These support members 121a to 121c are used to adjust the attachment position and orientation of the laser light source elements 102a to 102c, and to attach the laser light source elements 102a to 102c to the housing 11 at the designed position and orientation.

As shown in FIG. 2, the housing 11 holds the optical elements 3 to 8, the photodiode 9, and the MEMS scanning mirror 10. Because the scanning mirror 10 is housed, for example, the portion of the housing 11 on the downstream portion of the optical path has a shape in which the volume is larger than that of the upstream portion where the laser light source elements 102a to 102c are attached. Specifically, the portion of the housing 11 on the downstream portion of the optical path has a larger surface area than the upstream portion where the laser light source elements 102a to 102c are attached. Furthermore, since the scanning mirror 10 (e.g., a movable part) is housed, and the optical path for the scanning mirror 10 is set in the portion of the housing 11 on the downstream portion of the optical path, the housing itself is formed as having a complicated or intricate structure.

FIG. 6 is a partial cross sectional view of the laser light source elements 102a to 102c, illustrating the internal configuration. Of course, the laser light source elements 2a to 2c in accordance with the first embodiment can include the same configurations.

FIG. 6 illustrates the laser light source element 102a as a typical example, but the configuration of the other laser light source elements 102b and 102c is the same.

The laser light source element 102a has a substantially disk-shaped base plate 123, a cup-shaped cover 124 that is attached to the base plate 123, a light emitter 125 that is housed in the space formed by the base plate 123 and the cover 124, a support pin P1 that is attached so as to pass through the base plate 123 at a position offset from the center in order to support the light emitter 125, and power supply pins P2 and P3 that are attached so as to pass through the base plate 123 in order to supply drive current to the light emitter 125.

Thus, the support pin P1 of the laser light source element 102a protrudes at a position that is offset from the center of the laser light source element 102a.

The light emitter 125 in the illustrated embodiment is a semiconductor element that emits laser light of a specific wavelength according to the drive current. Drive current supplied from the laser driver 16 (see FIG. 1) is supplied to the light emitter 125 via the power supply pins P2 and P3 and wires connecting the power supply pins P2 and P3 with the semiconductor element. The light emitter 125 emits light according to the drive current, and the emitted laser light exits through a transparent window 124a in the cover 124.

The distal end of the support pin P1 serves as a base P1a, and the light emitter 125 is attached to this base P1a. The rear end of the support pin P1 protrudes from the base plate 123 to the outside of the laser light source element 102a, and heat generated by the light emitter 125 is transmitted from the base P1a to the support pin P1, and released from the rear end of the support pin P1 protruding to the outside.

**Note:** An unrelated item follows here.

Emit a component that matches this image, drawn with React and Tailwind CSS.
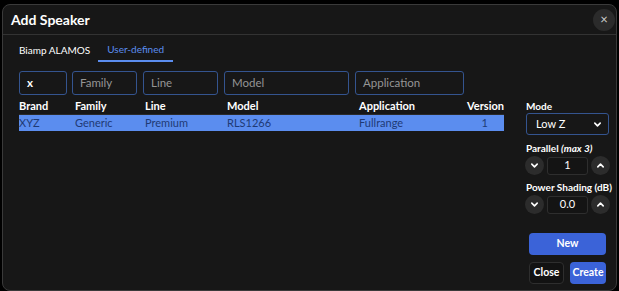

In the illustrated embodiment, the base P1a is integrally formed with the support pin P1. However, the pin P1 can instead be formed to support the light emitter 25 by coupling the separately formed base P1a and support pin P1 as long as the light emitter 125 is connected to the support pin P1 through thermal conductivity. This pin P1 that supports the light emitter 25 is preferably formed from a material with high thermal conductivity, such as a metal with high thermal conductivity.

In the illustrated embodiment, as shown in FIGS. 8(a) to 5(e), to enhance the heat release effect from the rear end of the support pins P1 that protrude to the outside, the positional relation of the support pins P1 of the laser light source elements 102a to 102c is devised so that the laser light source elements 102a to 102c are disposed so as to separate the support pins P1 from each other as much as possible.

As shown in FIG. 8(a), if the support pins P1 of the G, B, and R laser light source elements 102a to 102c are disposed on a single, lateral straight line, then three support pins P1 are located within the interval L1 of the support pins P1 at both ends.

In this example, the laser light source element 102c disposed at the end (the left end in FIG. 8(a)) out of the laser light source elements 102a to 102c is attached to the housing 11 so that the support pin P1 is disposed more toward the end (the left end in FIG. 8(a)) than the center of the laser light source element 102c, so this support pin P1 is isolated from the other support pins.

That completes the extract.